I’m just scratching the surface here, but perhaps you can get a feel for why the glowing promise of the Enterprise Data Warehouse so often ends up with the participants hungry and wounded in various ditches along the path to the promised land.
Big Data
Forget I ever mentioned “data warehouse”, ETL or any of that other stuff. Bzzzzzzttt! New subject!! Brand new!!! NOT related to anything else in computing, completely WITHOUT history, stemming from this brand-new EXPLOSION of data that’s just EVERYwhere. It’s the Big Data movement! Where we take all these mountains of data that are just piling up useless and turn them into business GOLD. You’re already late – everyone else is already with it. There are books, conferences, experts, the whole nine yards!
You’ve got to get a Data Lake, and fill it up with data. Then you’ve got to rev up your Hadoop cluster and start cranking out those nuggets of business gold from all that data.
Except, hmmm. I’ve got to find the data. Get access to it. Get it once and then get a feed of the updates. All this data from different places, it doesn’t match up well, I’ve got to clean it up. Well, maybe I’ll just dump it into the Data Lake and let the Hadoop nerds worry about it. They’ve got all these servers at their disposal, maybe the servers can work at night cleaning everything up.

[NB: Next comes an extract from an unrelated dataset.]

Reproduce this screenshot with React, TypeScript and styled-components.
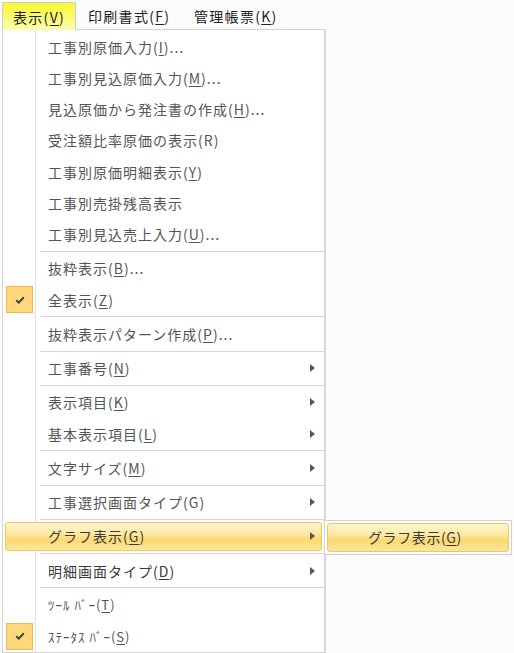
import * as React from 'react';
import styled, { createGlobalStyle, css } from 'styled-components';

const GlobalStyle = createGlobalStyle`
    html, body {
        margin: 0;
        padding: 0;
        background: #fcfcfc;
    }
    body {
        font-family: "Noto Sans CJK JP", "Noto Sans", sans-serif;
        font-size: 14px;
        color: #555;
    }
    u {
        text-underline-offset: 2px;
    }
`;

const Screen = styled.div`
    width: 514px;
    height: 653px;
    overflow: hidden;
`;

const MenuBar = styled.div`
    display: flex;
    align-items: flex-end;
    height: 29px;
    padding-left: 2px;
`;

const BarItem = styled.div<{ $active?: boolean; $width: number }>`
    width: ${(p) => p.$width}px;
    height: 27px;
    box-sizing: border-box;
    padding-left: 12px;
    display: flex;
    align-items: center;
    line-height: 1;
    letter-spacing: 1.3px;
    color: #222;
    white-space: nowrap;
    ${(p) => p.$active && css`
        position: relative;
        z-index: 1;
        height: 28px;
        margin-bottom: -1px;
        padding-left: 10px;
        border: 1px solid #cdcdcd;
        border-bottom: none;
        background: linear-gradient(#f8f832 0%, #fafa66 45%, #fdfdb4 100%);
    `}
`;

const Dropdown = styled.div`
    display: flex;
    flex-direction: column;
    margin-left: 2px;
    width: 324px;
    box-sizing: border-box;
    padding-top: 1px;
    border: 1px solid #d3d3d3;
    border-right: 2px solid #d6d6d6;
    background-color: #fff;
    background-image: linear-gradient(to right, transparent 32px, #e2e2e2 32px, #e2e2e2 33px, transparent 33px);
`;

const Row = styled.div<{ $active?: boolean }>`
    position: relative;
    display: flex;
    align-items: center;
    flex: none;
    height: 29.25px;
    box-sizing: border-box;
    margin: 1px 2px;
    border: 1px solid transparent;
    border-radius: 3px;
    ${(p) => p.$active && css`
        border-color: #f0c75e;
        background: linear-gradient(#fff5cf 0%, #fde8a3 40%, #fcd96f 62%, #fde6a0 100%);
    `}
`;

const Separator = styled.div`
    flex: none;
    height: 1px;
    margin: 1px 0 1px 37px;
    background: #d8d8d8;
`;

const IconCell = styled.div<{ $checked?: boolean }>`
    flex: none;
    width: 27px;
    height: 27px;
    box-sizing: border-box;
    display: flex;
    align-items: center;
    justify-content: center;
    ${(p) => p.$checked && css`
        background: #fed87c;
        border: 1px solid #f3b656;
    `}
`;

const Label = styled.div<{ $small?: boolean; $strong?: boolean }>`
    flex: 1;
    margin-left: 15px;
    white-space: nowrap;
    line-height: 1;
    letter-spacing: 1px;
    font-size: ${(p) => (p.$small ? 13 : 14)}px;
    color: ${(p) => (p.$strong ? '#3a3a3a' : '#555')};
`;

const Arrow = styled.span`
    flex: none;
    width: 0;
    height: 0;
    margin-right: 6px;
    border-left: 5px solid #555;
    border-top: 4px solid transparent;
    border-bottom: 4px solid transparent;
`;

const SubMenu = styled.div`
    position: absolute;
    left: calc(100% + 3px);
    top: -3px;
    width: 188px;
    box-sizing: border-box;
    padding: 2px;
    border: 1px solid #d0d0d0;
    background: #fff;
    z-index: 2;
`;

const SubItem = styled.div`
    height: 29.25px;
    box-sizing: border-box;
    display: flex;
    align-items: center;
    padding-left: 40px;
    border: 1px solid #f0c75e;
    border-radius: 3px;
    background: linear-gradient(#fff5cf 0%, #fde8a3 40%, #fcd96f 62%, #fde6a0 100%);
    color: #3a3a3a;
    line-height: 1;
    letter-spacing: 0.6px;
    white-space: nowrap;
`;

interface MenuEntry {
    sep?: boolean;
    text?: string;
    key?: string;
    plainKey?: boolean;
    suffix?: string;
    checked?: boolean;
    arrow?: boolean;
    active?: boolean;
    small?: boolean;
    strong?: boolean;
}

const entries: MenuEntry[] = [
    { text: '工事別原価入力', key: 'I', suffix: '...' },
    { text: '工事別見込原価入力', key: 'M', suffix: '...' },
    { text: '見込原価から発注書の作成', key: 'H', suffix: '...' },
    { text: '受注額比率原価の表示', key: 'R', plainKey: true },
    { text: '工事別原価明細表示', key: 'Y' },
    { text: '工事別売掛残高表示' },
    { text: '工事別見込売上入力', key: 'U', suffix: '...' },
    { sep: true },
    { text: '抜粋表示', key: 'B', suffix: '...' },
    { text: '全表示', key: 'Z', checked: true },
    { sep: true },
    { text: '抜粋表示パターン作成', key: 'P', suffix: '...' },
    { sep: true },
    { text: '工事番号', key: 'N', arrow: true },
    { sep: true },
    { text: '表示項目', key: 'K', arrow: true },
    { text: '基本表示項目', key: 'L', arrow: true },
    { sep: true },
    { text: '文字サイズ', key: 'M', arrow: true },
    { sep: true },
    { text: '工事選択画面タイプ', key: 'G', plainKey: true, arrow: true },
    { sep: true },
    { text: 'グラフ表示', key: 'G', arrow: true, active: true, strong: true },
    { sep: true },
    { text: '明細画面タイプ', key: 'D', arrow: true, strong: true },
    { sep: true },
    { text: 'ﾂｰﾙ ﾊﾞｰ', key: 'T', small: true },
    { text: 'ｽﾃｰﾀｽ ﾊﾞｰ', key: 'S', small: true, checked: true },
];

const Mnemonic: React.FC<{ k?: string; plain?: boolean }> = ({ k, plain }) => {
    if (!k) return null;
    return <>({plain ? k : <u>{k}</u>})</>;
};

const Check = () => (
    <svg width="10" height="8" viewBox="0 0 10 8">
        <path d="M1.2 4.2 L3.8 6.6 L8.8 1.2" fill="none" stroke="#3f3f3f" strokeWidth="2" />
    </svg>
);

const App: React.FC = () => {
    return (
        <Screen>
            <GlobalStyle />
            <MenuBar>
                <BarItem $active $width={74}>表示(<u>V</u>)</BarItem>
                <BarItem $width={106}>印刷書式(<u>F</u>)</BarItem>
                <BarItem $width={112}>管理帳票(<u>K</u>)</BarItem>
            </MenuBar>
            <Dropdown>
                {entries.map((e, i) =>
                    e.sep ? (
                        <Separator key={i} />
                    ) : (
                        <Row key={i} $active={e.active}>
                            <IconCell $checked={e.checked}>{e.checked && <Check />}</IconCell>
                            <Label $small={e.small} $strong={e.strong}>
                                {e.text}
                                <Mnemonic k={e.key} plain={e.plainKey} />
                                {e.suffix}
                            </Label>
                            {e.arrow && <Arrow />}
                            {e.active && (
                                <SubMenu>
                                    <SubItem>グラフ表示(<u>G</u>)</SubItem>
                                </SubMenu>
                            )}
                        </Row>
                    )
                )}
            </Dropdown>
        </Screen>
    );
};

export default App;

Gulp. I just looked at my nice, fresh, clean Data Lake. It’s a Data Swamp! There are snapping turtles and water moccasins swimming in there. Don’t. Like. This. Maybe I can get a transfer.
Conclusion
If “data warehousing” were a big success, it would have kept its name and would now handle what we now call “big data.” But no. “Data warehousing” projects are often classic IT projects that drift on forever, confronting obstacles and rarely producing results. Big Data is the new kid on the block. There aren’t (yet) decades of frustration and broken promises associated with it. Give it time. Every obstacle that DW projects encounter also rear up to challenge Big Data projects, and until solutions are found, returns will be equally elusive. And even then, there are conceptual flaws in most Big Data efforts.